State v. Langlois

HAYS, Chief Justice.

Defendant in this case appeals only from the sentence he received when he pleaded guilty to armed robbery, first degree. The sentence was in the following language:

“[I]mprisonment for a term of not less than ten (10) years, and not more than fifteen (15) years, to date from April 26, 1971; said sentence to run consecutively with the sentence imposed on February 9, 1971 in case No. A — 18446.”

Defendant’s objection to the sentence is not its length but its ambiguity. It is not possible for the sentence to start on April 26, 1971, and still be served consecutively with the sentence imposed in the prior case, since the latter sentence will not expire for several years, and any consecutive sentence must commence at the expiration of the prior sentence.

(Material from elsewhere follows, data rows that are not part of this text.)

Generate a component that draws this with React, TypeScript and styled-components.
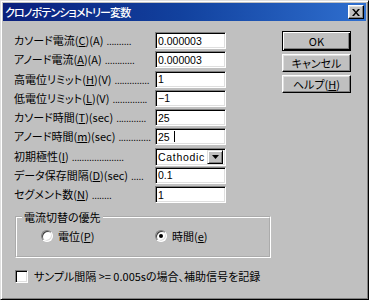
import styled, { createGlobalStyle } from "styled-components";

const GlobalStyle = createGlobalStyle`
  html, body {
    margin: 0;
    padding: 0;
    background: #c0c0c0;
  }
  body {
    font-family: "Noto Sans CJK JP", "Liberation Sans", sans-serif;
    font-size: 11px;
    font-feature-settings: "palt";
    color: #000;
  }
`;

interface FieldRow {
    label: string,
    key: string,
    suffix: string,
    dots: number,
    value?: string,
    caret?: boolean,
    combo?: boolean
}

const rows: FieldRow[] = [
    { label: "カソード電流", key: "C", suffix: "(A)", dots: 10, value: "0.000003" },
    { label: "アノード電流", key: "A", suffix: "(A)", dots: 12, value: "0.000003" },
    { label: "高電位リミット", key: "H", suffix: "(V)", dots: 14, value: "1" },
    { label: "低電位リミット", key: "L", suffix: "(V)", dots: 14, value: "\u22121" },
    { label: "カソード時間", key: "T", suffix: "(sec)", dots: 12, value: "25" },
    { label: "アノード時間", key: "m", suffix: "(sec)", dots: 13, value: "25", caret: true },
    { label: "初期極性", key: "I", suffix: "", dots: 21, combo: true, value: "Cathodic" },
    { label: "データ保存間隔", key: "D", suffix: "(sec)", dots: 5, value: "0.1" },
    { label: "セグメント数", key: "N", suffix: "", dots: 8, value: "1" },
];

const App = () => {
    return (
        <>
            <GlobalStyle />
            <Window>
                <TitleBar>
                    <Title>クロノポテンショメトリー変数</Title>
                    <CloseButton aria-label="close">
                        <svg width="8" height="7" viewBox="0 0 8 7">
                            <path d="M0 0h2l2 2.5L6 0h2L5 3.5 8 7H6L4 4.5 2 7H0l3-3.5z" fill="#000" />
                        </svg>
                    </CloseButton>
                </TitleBar>

                <Body>
                    <TopSection>
                        <Form>
                            {rows.map((row) => (
                                <Row key={row.key}>
                                    <Label>
                                        <span>{row.label}(<Acc>{row.key}</Acc>){row.suffix}</span>
                                        <Dots>{".".repeat(row.dots)}</Dots>
                                    </Label>
                                    {row.combo ? (
                                        <Combo>
                                            <ComboText>{row.value}</ComboText>
                                            <ComboButton>
                                                <svg width="7" height="4" viewBox="0 0 7 4">
                                                    <path d="M0 0h7L3.5 4z" fill="#000" />
                                                </svg>
                                            </ComboButton>
                                        </Combo>
                                    ) : (
                                        <TextBox>
                                            {row.value}
                                            {row.caret && <Caret />}
                                        </TextBox>
                                    )}
                                </Row>
                            ))}
                        </Form>

                        <Buttons>
                            <Button isDefault>OK</Button>
                            <Button>キャンセル</Button>
                            <Button><span>ヘルプ(<Acc>H</Acc>)</span></Button>
                        </Buttons>
                    </TopSection>

                    <Group>
                        <Legend>電流切替の優先</Legend>
                        <RadioRow>
                            <RadioItem>
                                <Radio checked={false} />
                                <span>電位(<Acc>P</Acc>)</span>
                            </RadioItem>
                            <RadioItem>
                                <Radio checked />
                                <span>時間(<Acc>e</Acc>)</span>
                            </RadioItem>
                        </RadioRow>
                    </Group>

                    <CheckRow>
                        <CheckBox />
                        <span>サンプル間隔 &gt;= 0.005sの場合、補助信号を記録</span>
                    </CheckRow>
                </Body>
            </Window>
        </>
    )
}

const Window = styled.div`
    box-sizing: border-box;
    width: 369px;
    height: 300px;
    background: #c0c0c0;
    border: 1px solid;
    border-color: #dfdfdf #000 #000 #dfdfdf;
    box-shadow: inset 1px 1px #fff, inset -1px -1px #808080;
    padding: 2px;
    display: flex;
    flex-direction: column;
`;

const TitleBar = styled.div`
    height: 18px;
    display: flex;
    align-items: center;
    justify-content: space-between;
    padding: 0 2px 0 2px;
    background: linear-gradient(to right, #0a1f7c 0%, #12429f 50%, #2f6fcf 100%);
`;

const Title = styled.span`
    color: #fff;
    font-size: 11px;
    font-weight: 500;
    letter-spacing: -0.9px;
    white-space: nowrap;
`;

const CloseButton = styled.div`
    box-sizing: border-box;
    width: 16px;
    height: 14px;
    display: flex;
    align-items: center;
    justify-content: center;
    background: #c0c0c0;
    border: 1px solid;
    border-color: #fff #000 #000 #fff;
    box-shadow: inset -1px -1px #808080, inset 1px 1px #dfdfdf;
`;

const Body = styled.div`
    display: flex;
    flex-direction: column;
    padding: 11px 0 0 11px;
`;

const TopSection = styled.div`
    display: flex;
    align-items: flex-start;
`;

const Form = styled.div`
    display: flex;
    flex-direction: column;
    gap: 2.25px;
`;

const Row = styled.div`
    display: grid;
    grid-template-columns: 141px 71px;
    align-items: center;
    height: 17px;
`;

const Label = styled.span`
    white-space: nowrap;
    display: flex;
    align-items: center;
    line-height: 17px;
`;

const Acc = styled.span`
    text-decoration: underline;
    text-underline-offset: 1px;
`;

const Dots = styled.span`
    font-family: "Liberation Sans", sans-serif;
    font-size: 10px;
    letter-spacing: -0.3px;
    margin-left: 3px;
    align-self: flex-end;
    line-height: 14px;
`;

const sunken = `
    box-sizing: border-box;
    background: #fff;
    border: 1px solid;
    border-color: #808080 #fff #fff #808080;
    box-shadow: inset 1px 1px #000, inset -1px -1px #dfdfdf;
`;

const TextBox = styled.div`
    ${sunken}
    height: 17px;
    display: flex;
    align-items: center;
    padding-left: 2px;
    font-family: "Liberation Sans", sans-serif;
    font-size: 10.5px;
`;

const Caret = styled.span`
    display: inline-block;
    width: 1px;
    height: 11px;
    background: #000;
    margin-left: 4px;
`;

const Combo = styled.div`
    ${sunken}
    height: 18px;
    display: flex;
    align-items: center;
    padding: 2px;
`;

const ComboText = styled.span`
    flex: 1;
    font-family: "Liberation Sans", sans-serif;
    font-size: 10.5px;
    letter-spacing: 0.7px;
`;

const ComboButton = styled.div`
    box-sizing: border-box;
    width: 16px;
    height: 14px;
    display: flex;
    align-items: center;
    justify-content: center;
    background: #c0c0c0;
    border: 1px solid;
    border-color: #dfdfdf #000 #000 #dfdfdf;
    box-shadow: inset 1px 1px #fff, inset -1px -1px #808080;
`;

const Buttons = styled.div`
    display: flex;
    flex-direction: column;
    gap: 3px;
    margin: -1px 0 0 56px;
`;

const Button = styled.div<{ isDefault?: boolean }>`
    box-sizing: border-box;
    width: 69px;
    height: ${(props) => props.isDefault ? '20px' : '18px'};
    display: flex;
    align-items: center;
    justify-content: center;
    background: #c0c0c0;
    border: 1px solid #000;
    border-color: ${(props) => props.isDefault ? '#000' : '#fff #000 #000 #fff'};
    box-shadow: ${(props) => props.isDefault
        ? 'inset 1px 1px #fff, inset -1px -1px #000, inset -2px -2px #808080'
        : 'inset -1px -1px #808080, inset 1px 1px #dfdfdf'};
    white-space: nowrap;
`;

const Group = styled.fieldset`
    box-sizing: border-box;
    width: 213px;
    height: 48px;
    margin: 7px 0 0 1px;
    padding: 0;
    border: 2px groove #fff;
`;

const Legend = styled.legend`
    padding: 0 2px;
    margin-left: 5px;
    line-height: 14px;
`;

const RadioRow = styled.div`
    display: flex;
    padding: 4px 0 0 24px;
`;

const RadioItem = styled.label`
    display: flex;
    align-items: center;
    gap: 5px;
    width: 114px;
`;

const Radio = styled.span<{ checked?: boolean }>`
    box-sizing: border-box;
    position: relative;
    width: 12px;
    height: 12px;
    border-radius: 50%;
    background: #fff;
    border: 1px solid;
    border-color: #808080 #fff #fff #808080;
    box-shadow: inset 1px 1px #404040, inset -1px -1px #dfdfdf;

    &::after {
        content: "";
        display: ${(props) => props.checked ? 'block' : 'none'};
        position: absolute;
        left: 3px;
        top: 3px;
        width: 4px;
        height: 4px;
        border-radius: 50%;
        background: #000;
    }
`;

const CheckRow = styled.label`
    display: flex;
    align-items: center;
    gap: 6px;
    margin: 10px 0 0 1px;
    white-space: nowrap;
`;

const CheckBox = styled.span`
    ${sunken}
    width: 13px;
    height: 13px;
`;

export default App;
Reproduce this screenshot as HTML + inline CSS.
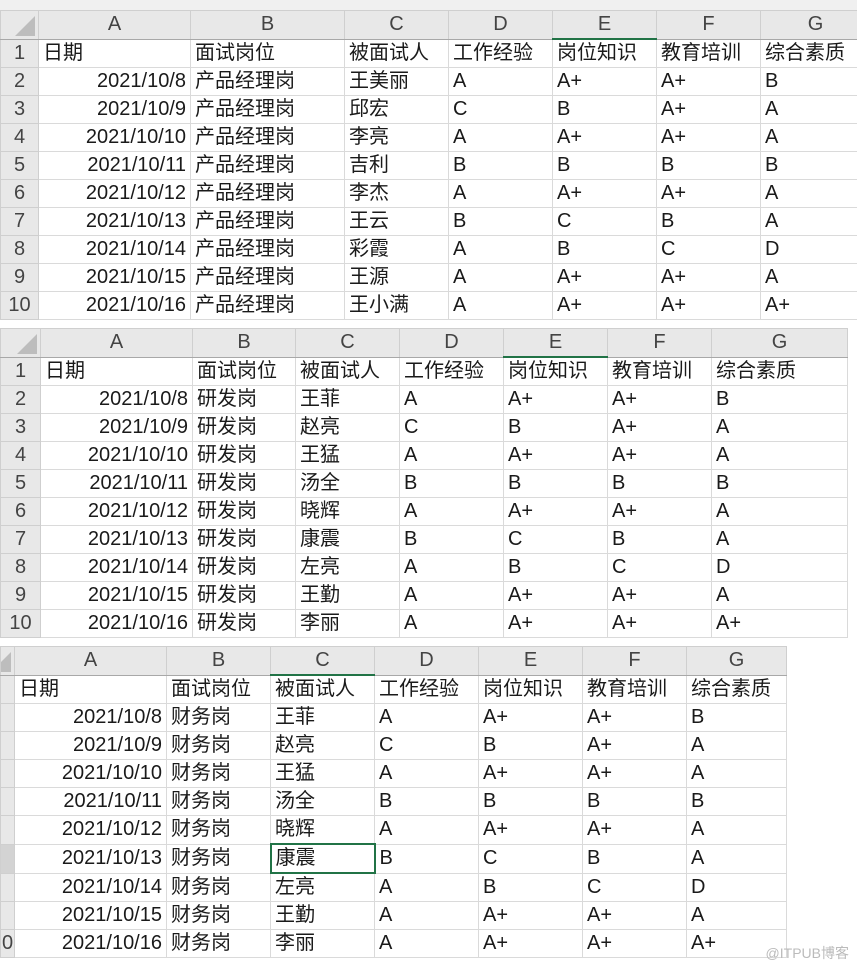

Ordinarily, we would have to either interpret the words used in the trial court’s judgment, or remand the case for clarification. Neither procedure is necessary in the instant case, however, because both defendant and the State interpret the words to have the same meaning! The State argues that the meaning is clear and that “consecutive” simply means that it is consecutive “to that part of the February 9, 1971, sentence which had been served by the appellant up to the beginning date of the second sentence, to wit, April 26, 1971, and the remaining term of the second sentence necessarily would run concurrently with that part of the first sentence which the appellant would serve after April 26, 1971.” This is, of course, one possible way to resolve the ambiguity.

In his reply brief defendant states: “Appellant concurs with the state’s interpreta*332tioñ of the sentence imposed upon him on April 19, 1971. It therefore respectfully requested that this court order that the appellant’s sentence-date from April 26, 1971, and that it not be served consecutive to the sentence imposed upon appellant on February 9, 1971, in case number A-18446.”

We order that the sentence be interpreted as indicated by the parties.

Judgment and sentence affirmed.

CAMERON, V. C. J., and STRUCKMEYER, LOCKWOOD, and HOLOHAN, JJ., concur.